• What to produce: Work out how many lines in the entries below include the word "screenshot". Give nothing but the number.

• Source records:
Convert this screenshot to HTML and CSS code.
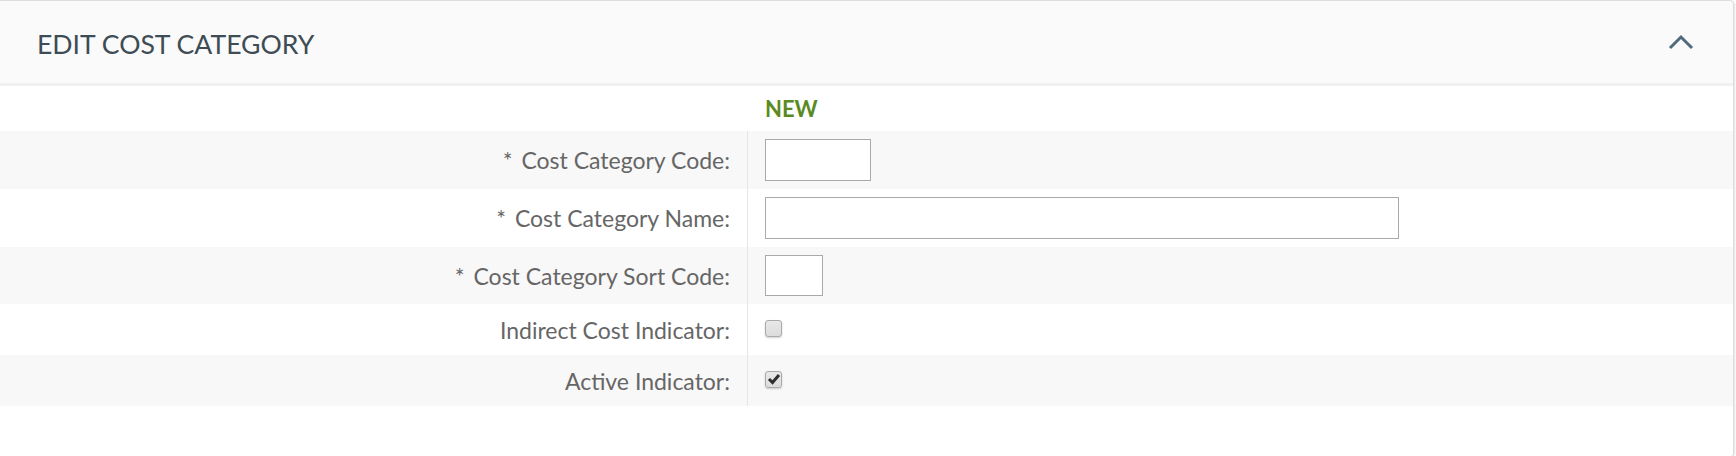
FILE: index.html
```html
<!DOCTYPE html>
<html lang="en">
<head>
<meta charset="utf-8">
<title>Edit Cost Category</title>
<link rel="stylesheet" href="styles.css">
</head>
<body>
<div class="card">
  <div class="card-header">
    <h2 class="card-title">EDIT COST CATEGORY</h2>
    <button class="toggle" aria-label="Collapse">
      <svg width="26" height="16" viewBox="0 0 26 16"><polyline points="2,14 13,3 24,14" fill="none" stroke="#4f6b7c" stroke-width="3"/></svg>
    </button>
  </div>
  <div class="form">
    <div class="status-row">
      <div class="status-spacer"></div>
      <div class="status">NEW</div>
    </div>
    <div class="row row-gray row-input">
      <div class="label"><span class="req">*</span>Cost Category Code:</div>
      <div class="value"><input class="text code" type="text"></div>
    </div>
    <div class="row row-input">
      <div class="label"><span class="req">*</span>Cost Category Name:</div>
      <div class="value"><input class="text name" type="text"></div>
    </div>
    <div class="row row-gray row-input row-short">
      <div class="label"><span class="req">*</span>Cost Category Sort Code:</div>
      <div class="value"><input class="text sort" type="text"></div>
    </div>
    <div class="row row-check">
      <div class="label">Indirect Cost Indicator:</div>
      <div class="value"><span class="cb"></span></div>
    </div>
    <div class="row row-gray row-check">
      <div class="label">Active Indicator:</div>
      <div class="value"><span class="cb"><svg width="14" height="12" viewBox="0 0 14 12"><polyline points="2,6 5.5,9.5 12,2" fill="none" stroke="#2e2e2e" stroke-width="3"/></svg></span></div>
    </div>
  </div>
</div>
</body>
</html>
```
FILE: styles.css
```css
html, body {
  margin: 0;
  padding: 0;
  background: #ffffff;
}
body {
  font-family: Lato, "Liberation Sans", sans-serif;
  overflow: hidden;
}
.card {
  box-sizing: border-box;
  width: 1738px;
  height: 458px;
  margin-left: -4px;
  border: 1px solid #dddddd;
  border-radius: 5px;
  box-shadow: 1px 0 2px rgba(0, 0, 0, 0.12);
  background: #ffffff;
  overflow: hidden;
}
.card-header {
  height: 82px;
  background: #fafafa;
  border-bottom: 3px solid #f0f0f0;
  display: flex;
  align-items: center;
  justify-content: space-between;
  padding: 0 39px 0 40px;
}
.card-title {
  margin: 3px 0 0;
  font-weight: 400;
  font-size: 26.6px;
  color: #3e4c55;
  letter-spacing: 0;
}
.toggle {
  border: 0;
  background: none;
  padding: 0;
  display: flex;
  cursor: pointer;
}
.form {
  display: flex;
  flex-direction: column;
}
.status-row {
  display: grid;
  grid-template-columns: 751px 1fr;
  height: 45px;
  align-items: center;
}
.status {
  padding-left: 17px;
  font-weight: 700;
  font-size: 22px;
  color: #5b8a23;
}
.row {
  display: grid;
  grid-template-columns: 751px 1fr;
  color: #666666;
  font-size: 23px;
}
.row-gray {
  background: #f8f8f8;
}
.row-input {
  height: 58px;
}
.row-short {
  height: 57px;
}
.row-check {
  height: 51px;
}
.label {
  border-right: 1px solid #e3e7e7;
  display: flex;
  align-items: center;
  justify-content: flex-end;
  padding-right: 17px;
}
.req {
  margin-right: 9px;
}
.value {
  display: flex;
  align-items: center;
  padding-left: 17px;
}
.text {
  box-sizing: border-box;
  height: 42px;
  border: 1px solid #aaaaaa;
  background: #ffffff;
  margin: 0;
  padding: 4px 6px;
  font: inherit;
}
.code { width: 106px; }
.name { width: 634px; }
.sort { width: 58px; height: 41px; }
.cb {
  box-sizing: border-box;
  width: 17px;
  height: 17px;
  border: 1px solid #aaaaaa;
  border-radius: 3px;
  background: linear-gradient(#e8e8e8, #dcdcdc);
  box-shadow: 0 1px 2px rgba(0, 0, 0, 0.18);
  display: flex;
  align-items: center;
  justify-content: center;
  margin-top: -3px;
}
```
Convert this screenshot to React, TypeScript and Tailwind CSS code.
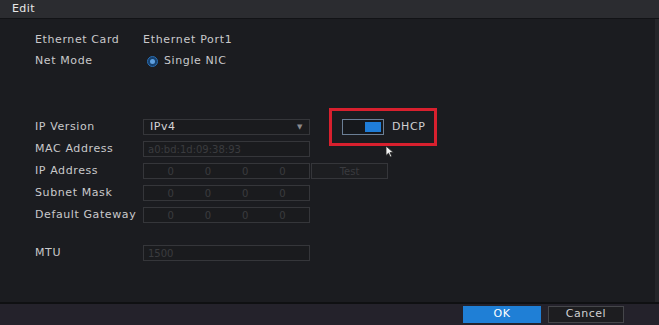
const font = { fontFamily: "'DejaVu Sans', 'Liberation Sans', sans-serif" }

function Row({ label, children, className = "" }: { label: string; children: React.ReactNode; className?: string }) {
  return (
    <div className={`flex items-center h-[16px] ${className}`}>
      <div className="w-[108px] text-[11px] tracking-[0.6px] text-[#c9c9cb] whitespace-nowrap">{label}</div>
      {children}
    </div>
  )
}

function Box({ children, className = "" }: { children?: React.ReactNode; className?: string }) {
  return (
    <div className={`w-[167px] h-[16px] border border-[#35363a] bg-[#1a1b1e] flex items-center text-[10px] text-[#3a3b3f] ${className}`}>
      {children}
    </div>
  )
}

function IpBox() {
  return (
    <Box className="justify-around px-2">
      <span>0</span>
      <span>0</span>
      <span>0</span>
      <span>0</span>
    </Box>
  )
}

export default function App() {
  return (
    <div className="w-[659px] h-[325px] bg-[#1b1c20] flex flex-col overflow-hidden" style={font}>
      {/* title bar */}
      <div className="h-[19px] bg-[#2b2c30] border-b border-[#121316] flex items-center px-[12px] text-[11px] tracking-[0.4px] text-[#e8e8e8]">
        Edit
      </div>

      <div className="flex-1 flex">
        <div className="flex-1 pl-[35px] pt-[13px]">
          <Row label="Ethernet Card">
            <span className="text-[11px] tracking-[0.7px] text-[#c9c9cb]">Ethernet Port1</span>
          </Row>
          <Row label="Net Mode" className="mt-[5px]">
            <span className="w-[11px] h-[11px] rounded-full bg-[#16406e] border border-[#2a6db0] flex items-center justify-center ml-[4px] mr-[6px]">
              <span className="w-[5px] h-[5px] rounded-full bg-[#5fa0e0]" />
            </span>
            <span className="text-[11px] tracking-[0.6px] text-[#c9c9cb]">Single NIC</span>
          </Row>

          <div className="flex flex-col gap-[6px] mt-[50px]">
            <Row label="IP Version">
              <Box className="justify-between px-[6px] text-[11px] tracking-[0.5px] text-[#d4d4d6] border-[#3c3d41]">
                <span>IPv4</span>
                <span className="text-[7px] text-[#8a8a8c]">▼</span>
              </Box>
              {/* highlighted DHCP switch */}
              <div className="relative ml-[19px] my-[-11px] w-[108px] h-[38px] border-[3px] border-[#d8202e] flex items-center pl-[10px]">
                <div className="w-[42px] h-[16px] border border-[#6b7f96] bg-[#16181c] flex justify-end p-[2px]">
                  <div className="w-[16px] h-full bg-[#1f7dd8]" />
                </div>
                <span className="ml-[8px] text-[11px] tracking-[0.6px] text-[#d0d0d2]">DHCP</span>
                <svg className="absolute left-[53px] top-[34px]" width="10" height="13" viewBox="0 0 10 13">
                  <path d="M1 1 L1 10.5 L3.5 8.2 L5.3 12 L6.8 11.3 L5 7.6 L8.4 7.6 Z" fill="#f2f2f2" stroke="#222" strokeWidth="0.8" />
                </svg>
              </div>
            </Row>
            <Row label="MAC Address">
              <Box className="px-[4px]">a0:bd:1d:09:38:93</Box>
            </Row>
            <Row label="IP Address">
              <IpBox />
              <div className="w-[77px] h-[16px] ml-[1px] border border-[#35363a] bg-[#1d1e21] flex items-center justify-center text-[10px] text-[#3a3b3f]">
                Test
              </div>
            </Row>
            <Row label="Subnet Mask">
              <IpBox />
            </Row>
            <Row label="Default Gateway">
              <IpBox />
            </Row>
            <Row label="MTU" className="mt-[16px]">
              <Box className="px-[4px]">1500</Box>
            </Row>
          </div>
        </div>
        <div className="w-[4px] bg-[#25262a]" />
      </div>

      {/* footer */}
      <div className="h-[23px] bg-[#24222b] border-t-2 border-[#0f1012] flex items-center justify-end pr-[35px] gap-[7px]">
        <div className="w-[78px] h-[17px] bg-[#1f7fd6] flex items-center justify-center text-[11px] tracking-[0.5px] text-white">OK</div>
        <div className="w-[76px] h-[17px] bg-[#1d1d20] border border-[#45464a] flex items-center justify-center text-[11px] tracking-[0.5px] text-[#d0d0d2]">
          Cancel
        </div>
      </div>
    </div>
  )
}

• Answer to this exercise: 2